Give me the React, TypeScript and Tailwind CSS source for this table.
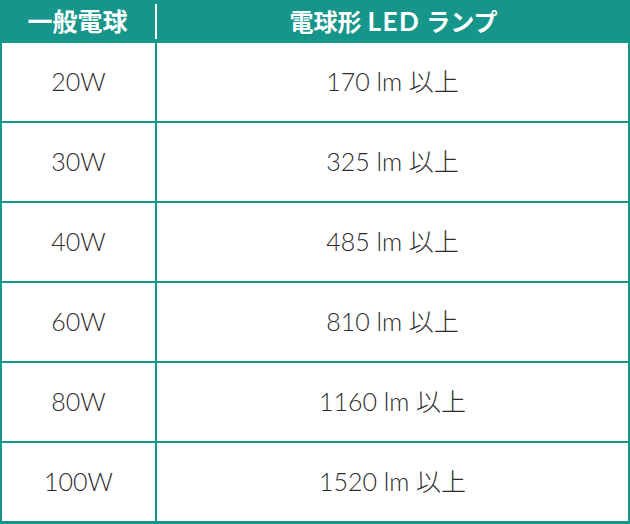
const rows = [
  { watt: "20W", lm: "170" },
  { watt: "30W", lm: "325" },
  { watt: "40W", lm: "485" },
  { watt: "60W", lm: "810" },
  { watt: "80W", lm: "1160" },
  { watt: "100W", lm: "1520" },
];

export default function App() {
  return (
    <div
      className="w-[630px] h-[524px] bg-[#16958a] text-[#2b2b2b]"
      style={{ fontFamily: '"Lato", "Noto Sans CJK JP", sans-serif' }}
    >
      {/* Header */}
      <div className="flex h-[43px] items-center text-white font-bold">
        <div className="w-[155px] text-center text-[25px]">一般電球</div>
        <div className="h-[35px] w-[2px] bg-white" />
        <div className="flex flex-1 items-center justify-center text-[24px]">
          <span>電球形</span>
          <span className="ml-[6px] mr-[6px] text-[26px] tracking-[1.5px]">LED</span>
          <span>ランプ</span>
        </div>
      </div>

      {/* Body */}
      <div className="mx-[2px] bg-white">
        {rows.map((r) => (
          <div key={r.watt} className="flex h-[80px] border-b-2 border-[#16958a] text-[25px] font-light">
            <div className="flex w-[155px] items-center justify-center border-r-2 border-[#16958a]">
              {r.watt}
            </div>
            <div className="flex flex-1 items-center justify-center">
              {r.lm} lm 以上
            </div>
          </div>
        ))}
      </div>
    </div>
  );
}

════

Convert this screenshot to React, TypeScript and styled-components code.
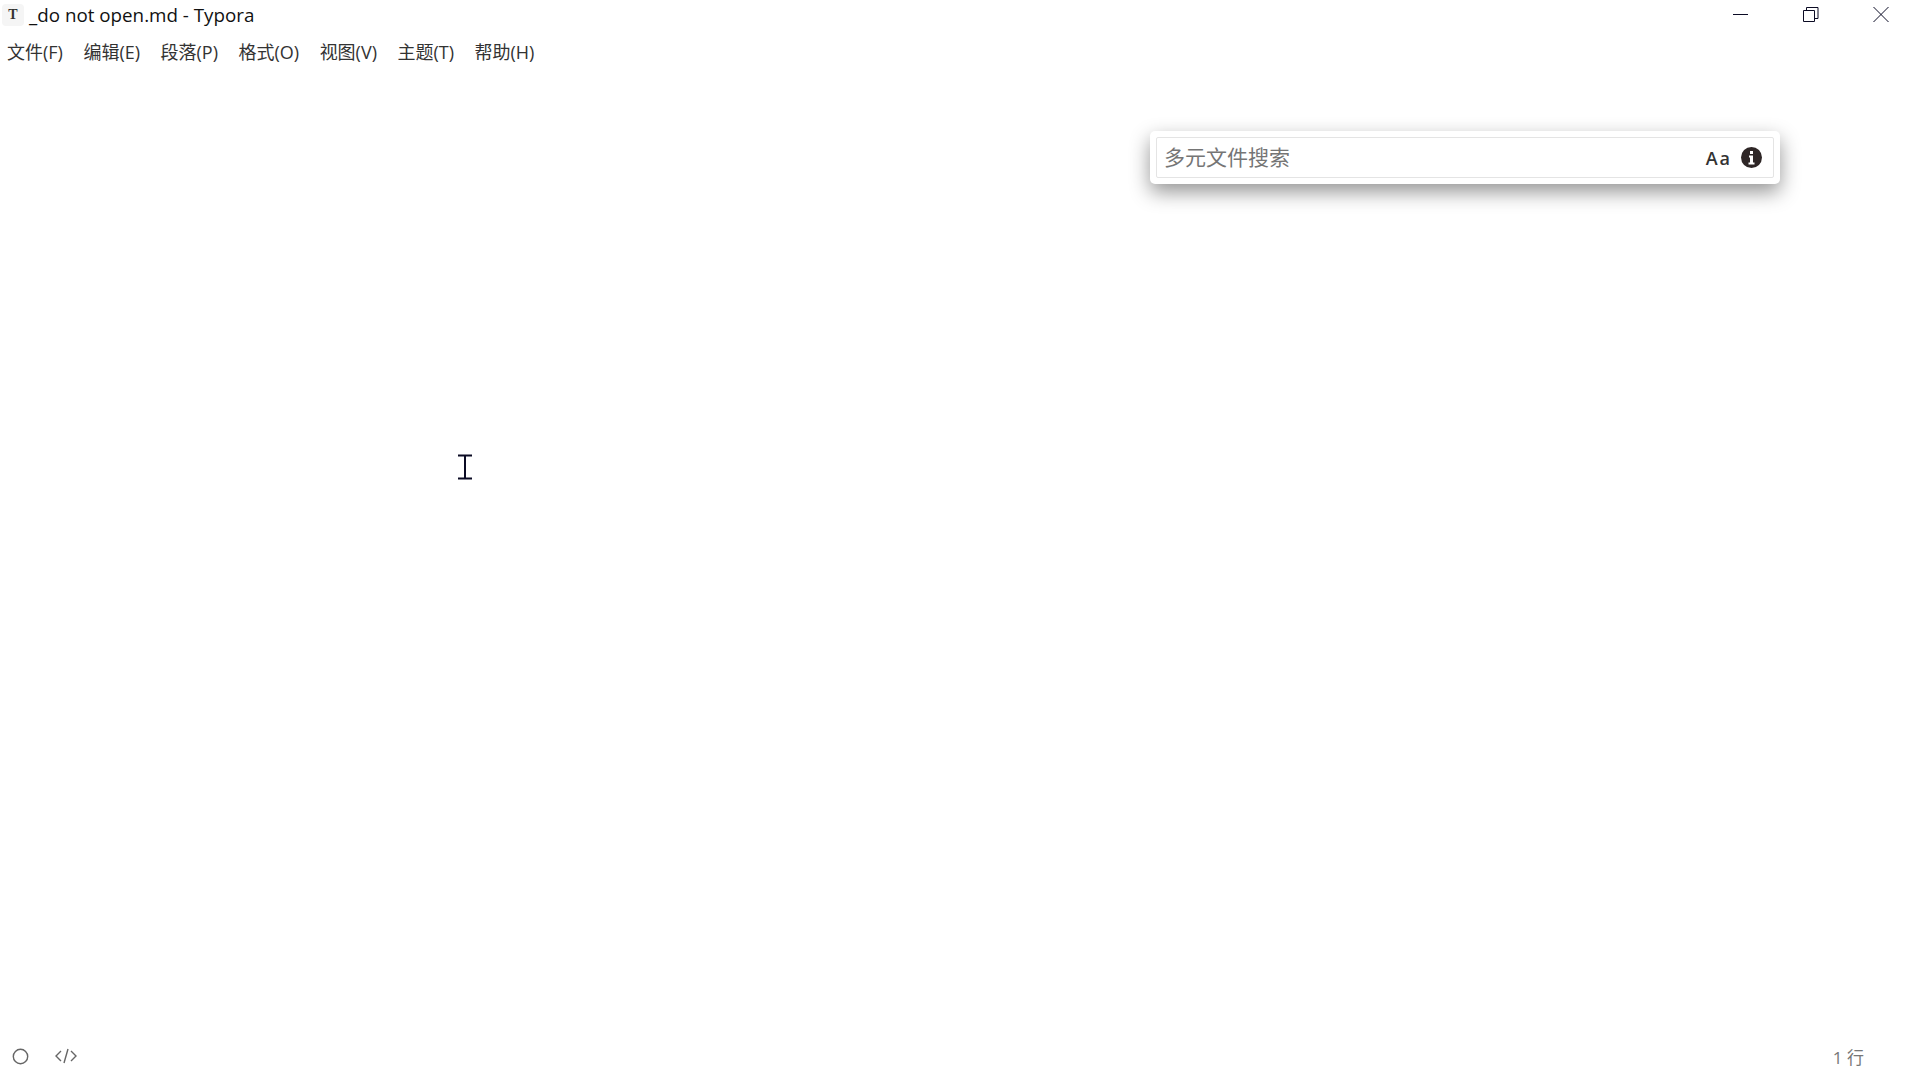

════

Objective
Give only the number of lines in the records that include the word "React".

Exercise answer
2